- Music
- 22 Jun 06
Si Schroeder has delivered one of the albums of the year in the form of Coping Mechanisms - just don't call it electronica
Simon Kenny has dabbled in several genres of music over the years. As Si Schroeder, he has just released his debut album, Coping Mechanisms. To his mild shock, people actually seem to like it.
“I was pleasantly surprised at the reaction to the album,” he says, confessing that initially he thought people just wouldn’t get it. The press has labelled Coping Mechanisms an electronic record, something which Simon is bewildered by. “I don’t really consider this record to be an electronic record but the press for it has been exclusively discussing electronics. To my ears it sounds more organic than that. So the electronic thing is always a surprise.”
In the past, Simon was partial to making what he calls “straight-up electronic music” with Schroedersound, which could be a reason for the pigeonholing of the new record.
Calling this collection of music electronica does not do it justice. Simon has learned from experience that soul and emotion are very difficult to articulate with a computer :“It’s hard to make electronic music have any kind of a soul or expression. It’s very limiting and not that expressive.”
He learned that this was especially true of live shows and enlisted the help of a band to inject some brio into the performances of the new material because, let’s face it, a guy with a laptop just doesn’t exude that raw live energy. To quote Bobby Gillespie said, “If I wanted to watch some c**t sending emails, I’d go to an Internet café.” The omnipresent laptop is accompanied by a drummer and a bassist, making for an altogether more interesting live performance. “Some songs had to be changed, to be made a little more rock I guess, you have to grab people’s attention.”
He describes Coping Mechanisms as a “mish mash”. Cramming in all the different genres of music he listens to was a specific aim of Simon’s. Whether it was classical or traditional or jazz or blues, he wanted to represent a milieu of sounds. He is passionate about old music. Really, really old music. There is nothing he likes better than listening to archive recordings of traditional and classical music made before stereo was invented. Traditional “crockery throwing” dance music from the '20s and ‘30s set the mood for the creation of the record.
In the mid ‘90s, Simon was one half of MBV/Sonic Youth impersonating act Schroeder’s Cat, signed to LA label Emperor Norton. His experiences of being signed to the label in America make him appreciative of his current home, the independent Trust Me I’m A Thief records.

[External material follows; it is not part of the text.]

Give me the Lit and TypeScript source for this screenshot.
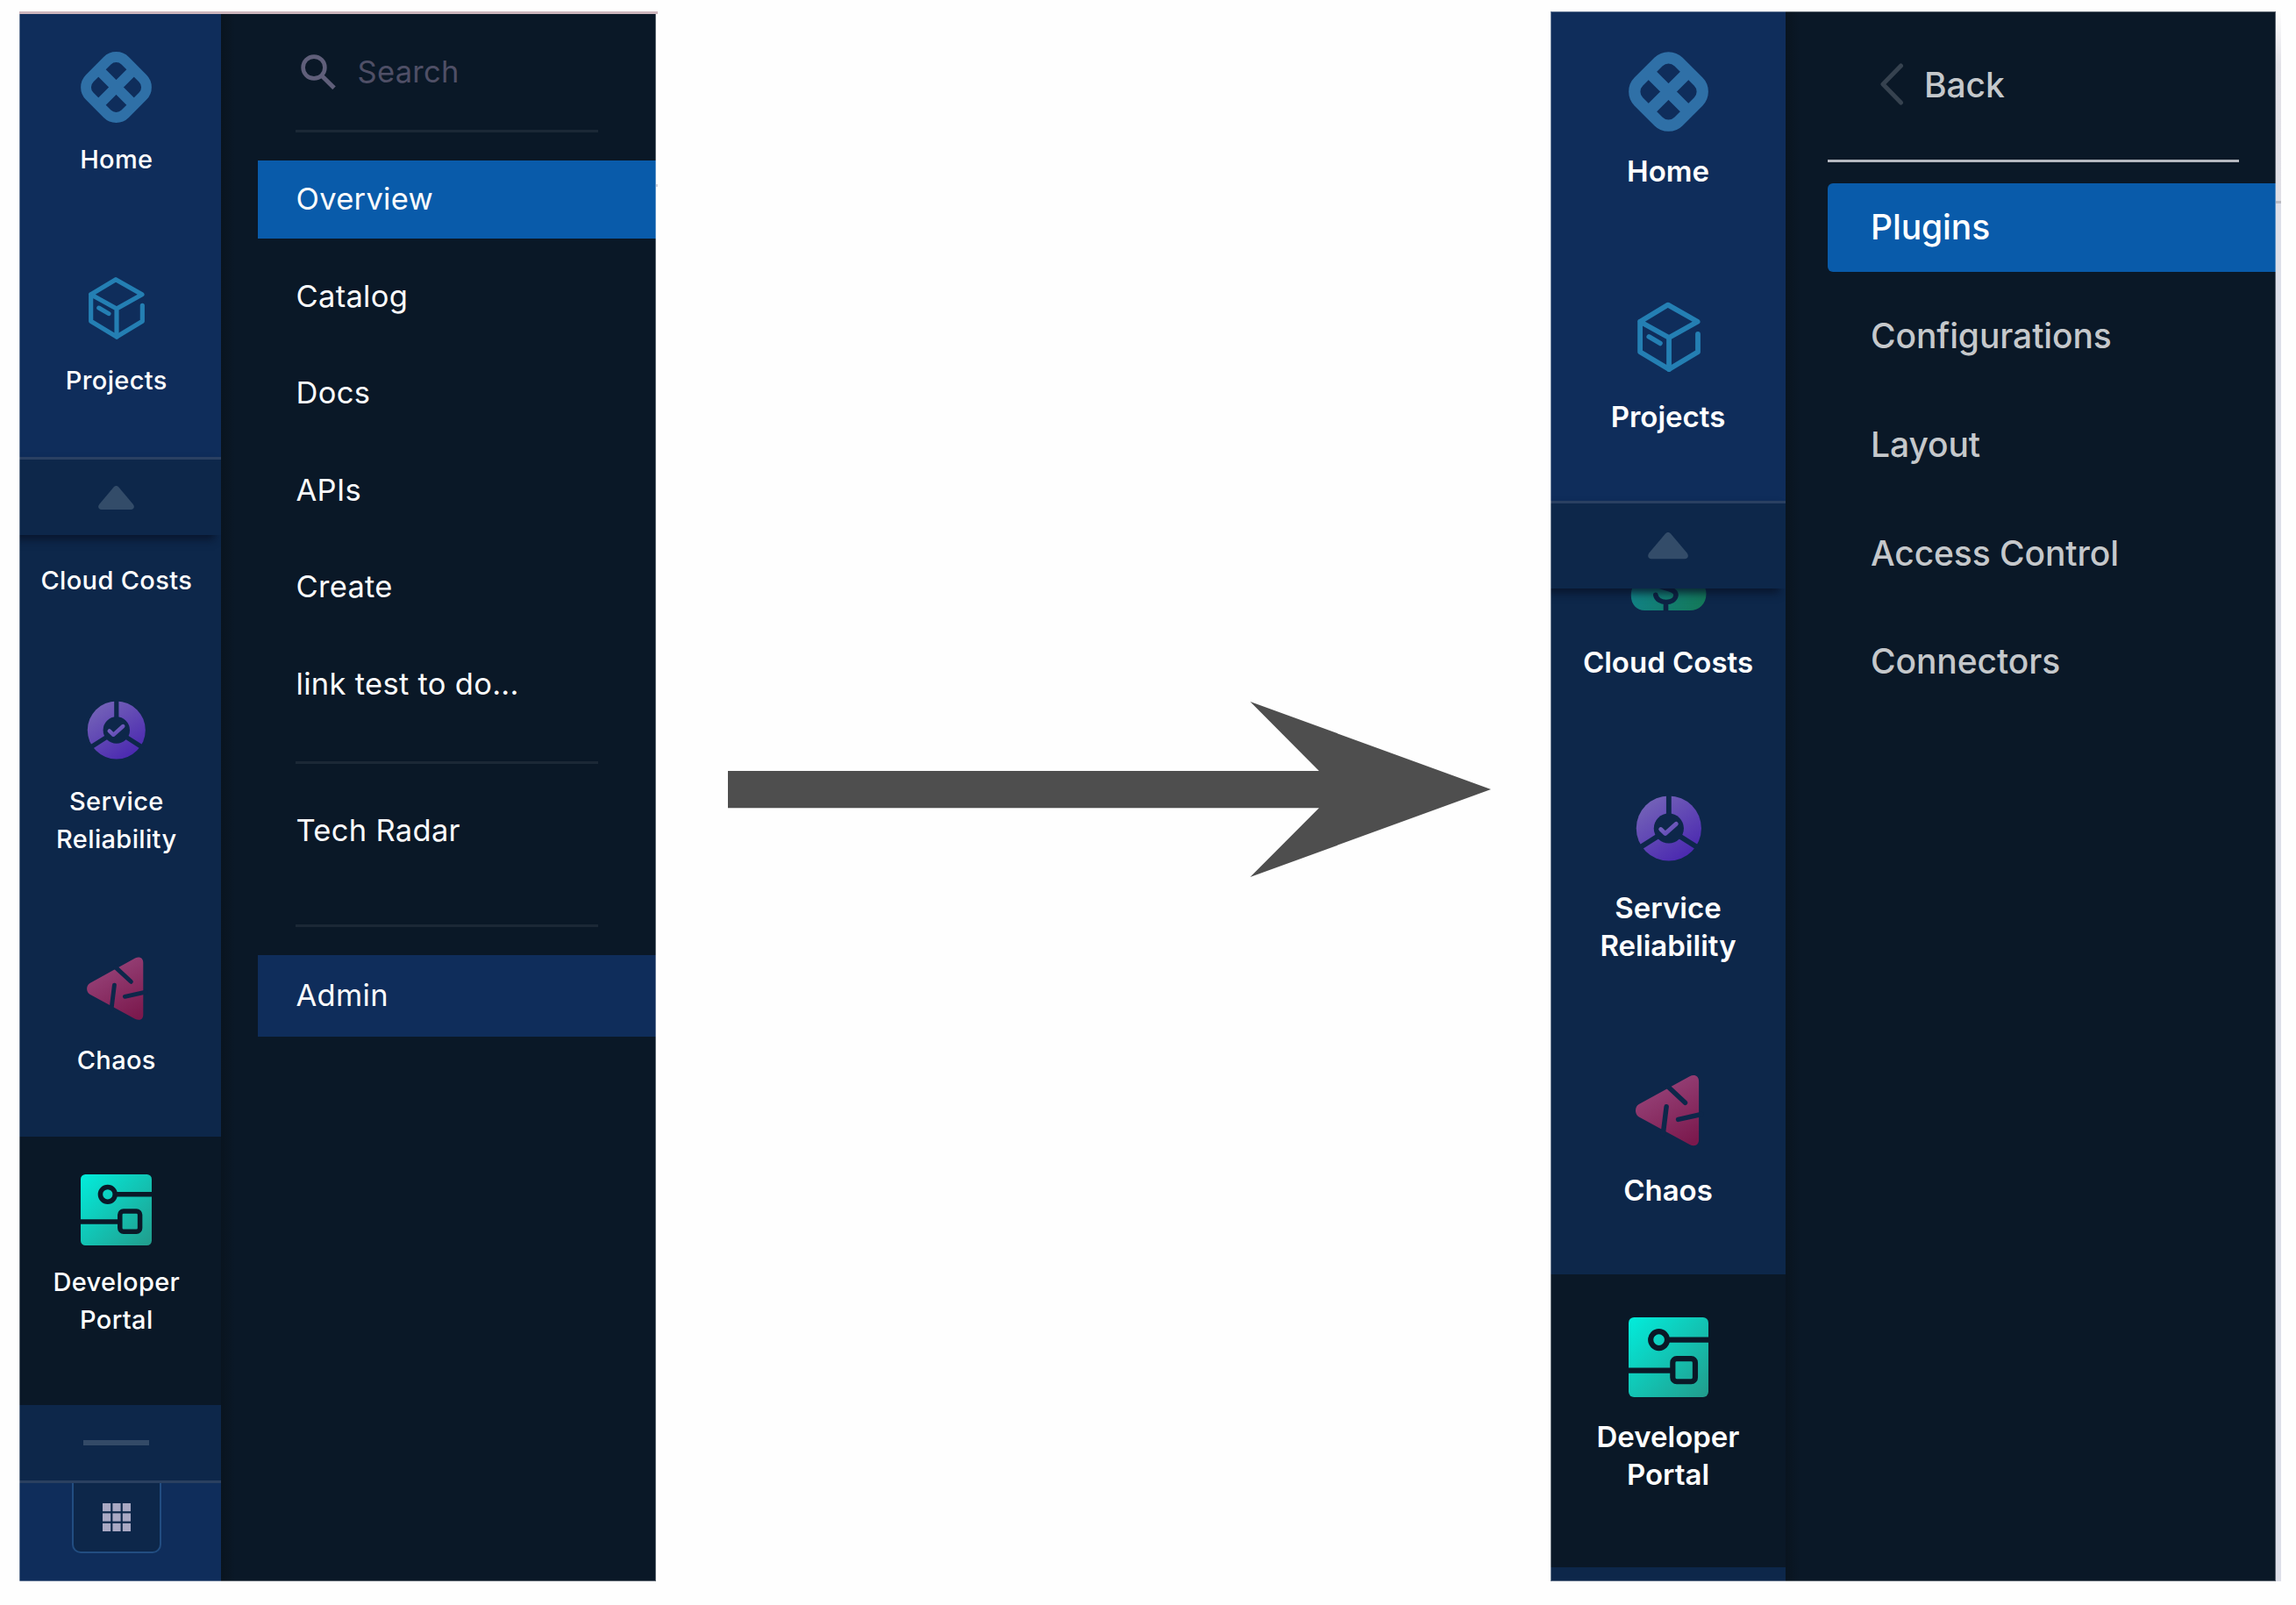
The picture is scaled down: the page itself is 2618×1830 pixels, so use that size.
import { LitElement, html, svg, css, type TemplateResult } from "lit";
import { customElement, property } from "lit/decorators.js";
import { classMap } from "lit/directives/class-map.js";

const homeIcon = html`<svg class="icon" viewBox="0 0 81 81">
  <g transform="rotate(45 40.5 40.5)" fill="none" stroke="#2f70a7" stroke-width="11.8">
    <rect x="11.9" y="11.9" width="57.2" height="57.2" rx="14.4" />
    <path d="M40.5 14V67M14 40.5H67" />
  </g>
</svg>`;

const projectsIcon = html`<svg class="icon" viewBox="0 0 243 243">
  <g transform="translate(27 14)" fill="none" stroke="#247fb3" stroke-width="15.5" stroke-linecap="round" stroke-linejoin="round">
    <path d="M96 109L183 60L93 9L8 60L96 109V205L8 152V60" />
    <path d="M96 205L184 152V98" />
    <path d="M35 106L69 126" stroke-width="15" />
  </g>
</svg>`;

const cloudIcon = html`<svg class="icon" viewBox="0 0 91 91">
  <defs>
    <linearGradient id="cloud" gradientUnits="userSpaceOnUse" x1="3" y1="50" x2="88" y2="72">
      <stop offset="0" stop-color="#118286" />
      <stop offset="1" stop-color="#147858" />
    </linearGradient>
  </defs>
  <path fill="url(#cloud)" d="M2.8 60C2.8 48 10 42 17 40C18 24 30 14 45 14C61 14 72 24 74 40C82 42 88.5 49 88.5 58C88.5 70 80 77 70 77H18.5C9 77 2.8 70 2.8 60Z" />
  <g fill="none" stroke="#0d2344" stroke-width="5.6" stroke-linecap="round">
    <path d="M53 44C51 38 33 37 32.5 45C32 53 54.2 50 54 59.5C53 70.3 32.5 70 30.8 59.3" />
    <path d="M42.5 69V78" stroke-linecap="butt" />
  </g>
</svg>`;

const serviceIcon = html`<svg class="icon" viewBox="0 0 81 81">
  <defs>
    <linearGradient id="service" x1="0.15" y1="0.05" x2="0.75" y2="0.95">
      <stop offset="0" stop-color="#7564b8" />
      <stop offset="1" stop-color="#4b29b0" />
    </linearGradient>
    <linearGradient id="tick" x1="0" y1="0" x2="1" y2="1">
      <stop offset="0" stop-color="#7767c0" />
      <stop offset="1" stop-color="#5f45b5" />
    </linearGradient>
  </defs>
  <circle cx="40.8" cy="40.5" r="33" fill="url(#service)" />
  <circle cx="40.8" cy="40.5" r="15.2" fill="#0d274a" />
  <path d="M40.8 27V6M28.9 48.9L10.3 60.8M52.7 48.9L71.3 60.8" stroke="#0d274a" stroke-width="5.2" />
  <path d="M32.7 41.4L37.3 45.8L48.3 36" fill="none" stroke="url(#tick)" stroke-width="4.4" stroke-linecap="round" stroke-linejoin="round" />
</svg>`;

const chaosIcon = html`<svg class="icon" viewBox="0 0 81 81">
  <defs>
    <linearGradient id="chaos" x1="0.3" y1="0" x2="0.8" y2="1">
      <stop offset="0" stop-color="#99467c" />
      <stop offset="1" stop-color="#7b194d" />
    </linearGradient>
  </defs>
  <path fill="url(#chaos)" d="M62 5.6C66.5 3.3 71.3 4.7 71.3 10.9V69.7C71.3 75.9 66.5 77.1 62 74.7L10.5 46.7C6 44.1 6 36.3 10.5 33.9Z" />
  <g fill="none" stroke="#0d274a" stroke-width="4.9" stroke-linecap="round">
    <path d="M40 16.1L57.4 32.3" />
    <path d="M74 44.1L50.4 49.3" />
    <path d="M35 63.7L38.4 36.3" />
  </g>
</svg>`;

const portalIcon = html`<svg class="icon" viewBox="0 0 81 81">
  <defs>
    <linearGradient id="portal" x1="0" y1="0" x2="1" y2="1">
      <stop offset="0" stop-color="#02eddc" />
      <stop offset="1" stop-color="#229b8b" />
    </linearGradient>
  </defs>
  <rect width="81" height="81" rx="5.5" fill="url(#portal)" />
  <g fill="none" stroke="#0a1827" stroke-width="5.5">
    <circle cx="30.8" cy="22.8" r="8.4" />
    <path d="M39 22.8H81M0 54H44" />
    <rect x="44.8" y="42" width="22.8" height="23.2" rx="4" />
  </g>
</svg>`;

const searchIcon = html`<svg class="search-icon" viewBox="0 0 42 42">
  <g fill="none" stroke="#605f7a" stroke-width="4.6">
    <circle cx="17" cy="17" r="12.4" />
    <path d="M26 26.5L40 40.3" stroke-width="5" />
  </g>
</svg>`;

const chevronIcon = html`<svg class="chevron" viewBox="0 0 28 50">
  <path d="M24.5 4L4 25L24.5 46" fill="none" stroke="#36424f" stroke-width="5" stroke-linecap="round" stroke-linejoin="round" />
</svg>`;

const upIcon = html`<svg class="up" viewBox="0 0 41 27">
  <path fill="#334c69" d="M17.6 1.5C19.3 -0.5 21.7 -0.5 23.4 1.5L39.8 21C42 24 40.6 27 37.2 27H3.8C0.4 27 -1 24 1.2 21Z" />
</svg>`;

const gridIcon = html`<svg class="grid-icon" viewBox="0 0 32 32">
  ${[0, 11.4, 22.8].map(y => [0, 11.4, 22.8].map(x => svg`<rect x=${x} y=${y} width="9.2" height="9.2" fill="#a9a9c4" />`))}
</svg>`;

interface Module {
  lines: string[];
  icon: TemplateResult;
  active?: boolean;
}

const pinned: Module[] = [
  { lines: ["Home"], icon: homeIcon },
  { lines: ["Projects"], icon: projectsIcon },
];

const modules: Module[] = [
  { lines: ["Cloud Costs"], icon: cloudIcon },
  { lines: ["Service", "Reliability"], icon: serviceIcon },
  { lines: ["Chaos"], icon: chaosIcon },
  { lines: ["Developer", "Portal"], icon: portalIcon, active: true },
];

@customElement("module-rail")
export class ModuleRail extends LitElement {
  @property({ type: Boolean }) launcher = false;

  static styles = css`
    :host {
      display: flex;
      flex-direction: column;
      flex: none;
      box-sizing: border-box;
      width: var(--rail-width);
      overflow: hidden;
      background: #0f2d5b;
      color: #fff;
      font-size: var(--label-size);
      font-weight: var(--label-weight);
      letter-spacing: var(--label-spacing);
      line-height: var(--label-line);
      text-align: center;
    }
    .pinned {
      height: var(--pinned-height);
      padding-top: var(--pinned-pad);
      box-sizing: border-box;
      flex: none;
    }
    .item {
      display: flex;
      flex-direction: column;
      align-items: center;
      box-sizing: border-box;
      height: var(--item-height);
      padding-top: var(--item-pad);
      padding-right: var(--rail-nudge);
    }
    .item.tall {
      height: var(--item-tall);
    }
    .item.active {
      height: 400px;
      background: #0a1827;
      line-height: var(--label-line-active);
    }
    .pinned .item {
      padding-top: 0;
    }
    .icon {
      display: block;
      flex: none;
      width: var(--icon);
      height: var(--icon);
      margin-bottom: var(--icon-gap);
    }
    .scroll-up {
      display: flex;
      align-items: center;
      justify-content: center;
      flex: none;
      box-sizing: border-box;
      height: var(--up-height);
      border-top: 3px solid #2a4062;
      padding-right: var(--rail-nudge);
      background: #0d274a;
      position: relative;
      box-shadow: -6px 6px 9px -1px rgba(8, 18, 38, 0.8);
    }
    .up {
      display: block;
      width: var(--up-width);
    }
    .scroller {
      height: var(--scroll-height);
      flex: none;
      overflow: hidden;
      background: #0d274a;
    }
    .modules {
      margin-top: var(--scroll-offset);
    }
    .footer {
      display: flex;
      flex-direction: column;
      flex: 1;
      background: #0d274a;
    }
    .handle {
      height: 86px;
      display: flex;
      align-items: center;
      justify-content: center;
      padding: 0 9px 0 0;
      flex: none;
    }
    .grip {
      width: 75.5px;
      height: 6px;
      background: #334a67;
    }
    .launcher {
      flex: 1;
      display: flex;
      justify-content: center;
      align-items: flex-start;
      padding-right: 8px;
      border-top: 3px solid #2a4060;
      background: #0f2d5b;
    }
    .apps {
      display: flex;
      align-items: center;
      justify-content: center;
      box-sizing: border-box;
      width: 102px;
      height: 79.5px;
      border: 2.5px solid #224d81;
      border-top: 0;
      border-radius: 0 0 10px 10px;
      background: #0d274a;
    }
    .grid-icon {
      width: 32px;
      height: 32px;
      margin-top: 1px;
    }
  `;

  private item(m: Module) {
    return html`<div class=${classMap({ item: true, tall: m.lines.length > 1, active: !!m.active })}>
      ${m.icon}${m.lines.map(l => html`<div>${l}</div>`)}
    </div>`;
  }

  render() {
    return html`
      <div class="pinned">${pinned.map(m => this.item(m))}</div>
      <div class="scroll-up">${upIcon}</div>
      <div class="scroller"><div class="modules">${modules.map(m => this.item(m))}</div></div>
      <div class="footer">
        ${this.launcher
          ? html`<div class="handle"><div class="grip"></div></div>
              <div class="launcher"><div class="apps">${gridIcon}</div></div>`
          : ""}
      </div>
    `;
  }
}

@customElement("app-root")
export class AppRoot extends LitElement {
  static styles = css`
    :host {
      display: block;
      width: 2618px;
      height: 1830px;
      overflow: hidden;
      background: #fefefe;
      font-family: Inter, "Liberation Sans", sans-serif;
    }
    .stage {
      display: flex;
      align-items: flex-start;
      padding: 13px 17px 0 22px;
    }
    .before {
      width: 728px;
      flex: none;
      border-top: 3px solid #cdb6bd;
      display: flex;
    }
    .panel {
      display: flex;
      position: relative;
      flex: none;
      background: #0a1827;
    }
    .panel::after {
      content: "";
      position: absolute;
      inset: 0;
      box-shadow: inset 1px 0 rgba(255, 255, 255, 0.35), inset -1px -1px rgba(255, 255, 255, 0.35);
    }
    .before .panel {
      width: 725.5px;
      height: 1787px;
    }
    .after {
      display: flex;
      margin-left: 68px;
    }
    .after .panel {
      width: 827px;
      height: 1790px;
    }
    .after .panel::after {
      box-shadow: inset 0 0 0 1px rgba(255, 255, 255, 0.35);
    }
    .tick {
      width: 3px;
      height: 3px;
      margin-top: 194px;
      background: #d5d5dd;
    }
    .sliver {
      width: 6px;
      height: 1790px;
      background: linear-gradient(#fdfdfd, #e3e2e8 60px, #e0dfe6 216px, #bbbbc2 216px, #bbbbc2 219px, #dddfe9 219px);
    }
    .before module-rail {
      --rail-width: 229.6px;
      --rail-nudge: 8px;
      --label-size: 29px;
      --label-weight: 500;
      --label-spacing: 0.35px;
      --label-line: 42.3px;
      --label-line-active: 43px;
      --pinned-height: 505px;
      --pinned-pad: 43px;
      --item-height: 252.2px;
      --item-tall: 294.7px;
      --item-pad: 43.2px;
      --icon: 81px;
      --icon-gap: 20.5px;
      --up-height: 89px;
      --up-width: 41px;
      --scroll-height: 992px;
      --scroll-offset: -113.4px;
    }
    .after module-rail {
      --rail-width: 268px;
      --rail-nudge: 0px;
      --label-size: 33px;
      --label-weight: 600;
      --label-spacing: 0px;
      --label-line: 43px;
      --label-line-active: 43px;
      --pinned-height: 558px;
      --pinned-pad: 46px;
      --item-height: 280.2px;
      --item-tall: 322.6px;
      --item-pad: 48.8px;
      --icon: 91px;
      --icon-gap: 24px;
      --up-height: 100px;
      --up-width: 46px;
      --scroll-height: 1116px;
      --scroll-offset: -101.2px;
    }
    .menu {
      flex: 1;
      display: flex;
      flex-direction: column;
      background: linear-gradient(90deg, #09141f, #0a1827 16px);
      white-space: nowrap;
    }
    .row {
      display: flex;
      align-items: center;
      flex: none;
      box-sizing: border-box;
    }
    .before .menu {
      padding-left: 42.9px;
      font-size: 34.5px;
      letter-spacing: 0.3px;
      color: #fbfbfc;
    }
    .before .row {
      height: 89px;
      padding: 0 0 2px 43px;
      margin-bottom: 21.5px;
    }
    .before .row.search {
      height: 132px;
      margin: 0;
      padding: 0 0 2px 47px;
      color: #4f4f66;
      gap: 24px;
    }
    .search-icon {
      width: 42px;
      height: 42px;
    }
    .rule {
      flex: none;
      width: 345px;
      height: 3px;
      margin-left: 43px;
      background: #1b2836;
    }
    .rule.top {
      margin-bottom: 32px;
    }
    .rule.middle {
      margin-top: 21.5px;
      margin-bottom: 32px;
    }
    .rule.bottom {
      margin-top: 41px;
      margin-bottom: 32px;
    }
    .before .row.selected,
    .after .row.selected {
      background: #095baa;
    }
    .before .row.admin {
      height: 93px;
      background: #0f2d5b;
    }
    .arrow {
      flex: none;
      width: 870px;
      height: 200px;
      margin: 787px 0 0 80px;
    }
    .after .menu {
      padding-left: 48px;
      font-size: 39px;
      font-weight: 500;
      letter-spacing: -0.1px;
      color: #c5c8cb;
    }
    .after .row {
      height: 100.5px;
      padding-left: 49px;
      margin-bottom: 23.1px;
    }
    .after .row.selected {
      padding-bottom: 1px;
      border-radius: 6px 0 0 6px;
      color: #fff;
    }
    .after .row.back {
      height: 168.5px;
      margin: 0;
      padding: 0 0 2px 59px;
      gap: 23px;
    }
    .chevron {
      width: 28px;
      height: 50px;
    }
    .after .rule {
      width: 468.5px;
      margin: 0 0 24.5px 0;
      background: #b5b8c0;
    }
  `;

  private rows(items: string[], selected = "") {
    return items.map(i => html`<div class=${classMap({ row: true, selected: i === selected })}>${i}</div>`);
  }

  render() {
    return html`
      <div class="stage">
        <div class="before">
          <div class="panel">
            <module-rail launcher></module-rail>
            <div class="menu">
              <div class="row search">${searchIcon}<span>Search</span></div>
              <div class="rule top"></div>
              ${this.rows(["Overview", "Catalog", "Docs", "APIs", "Create", "link test to do..."], "Overview")}
              <div class="rule middle"></div>
              ${this.rows(["Tech Radar"])}
              <div class="rule bottom"></div>
              <div class="row admin">Admin</div>
            </div>
          </div>
          <div class="tick"></div>
        </div>
        <svg class="arrow" viewBox="0 0 870 200">
          <path fill="#4e4e4e" d="M0 79H674L595.5 0L870 100L595.5 200L674 121.3H0Z" />
        </svg>
        <div class="after">
          <div class="panel">
            <module-rail></module-rail>
            <div class="menu">
              <div class="row back">${chevronIcon}<span>Back</span></div>
              <div class="rule"></div>
              ${this.rows(["Plugins", "Configurations", "Layout", "Access Control", "Connectors"], "Plugins")}
            </div>
          </div>
          <div class="sliver"></div>
        </div>
      </div>
    `;
  }
}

“I had very little communication with the label in America and I’m talking to the label here virtually everyday,” he enthuses.
Living and working in Dublin gave Simon a lot of inspiration for the songs on Coping Mechanisms.
“ The city is expanding beyond its means and there’s a lot of aggressiveness that has developed in Irish society. It’s just exhausting.”
Si likes to think that each song on his record could provide an antidote to the chaos of life in Ireland. “The record was a fantasy of mine that each tune would be a tablet that people could take to make them feel better.” A nice gesture to a society whose mental health Simon describes as “fragile at best”.
The rest of 2006 looks set to be a busy time for Si Schroeder. With plans to tour in Berlin in September and a trip Stateside pencilled in for winter, Coping Mechanisms will be providing musical therapy outside the boundaries of the constricting Irish scene about which it was written. Simon is optimistic about how it will be received abroad, owing to the fact that audiences outside Ireland tend to be a little more open minded about their musical tastes.
“London and Berlin are two cities where I think the music process is open minded. Here, music is put in different contexts and people outside of an elite feel a little threatened as they think it’s pretentious.” He will be feeling a little more adventurous in terms of experimentation for his shows abroad. “There are lots of things I’d like to try that might look a bit ridiculous here,” he says. Like what? I wonder momentarily. On second thoughts, it’s probably best I don’t know.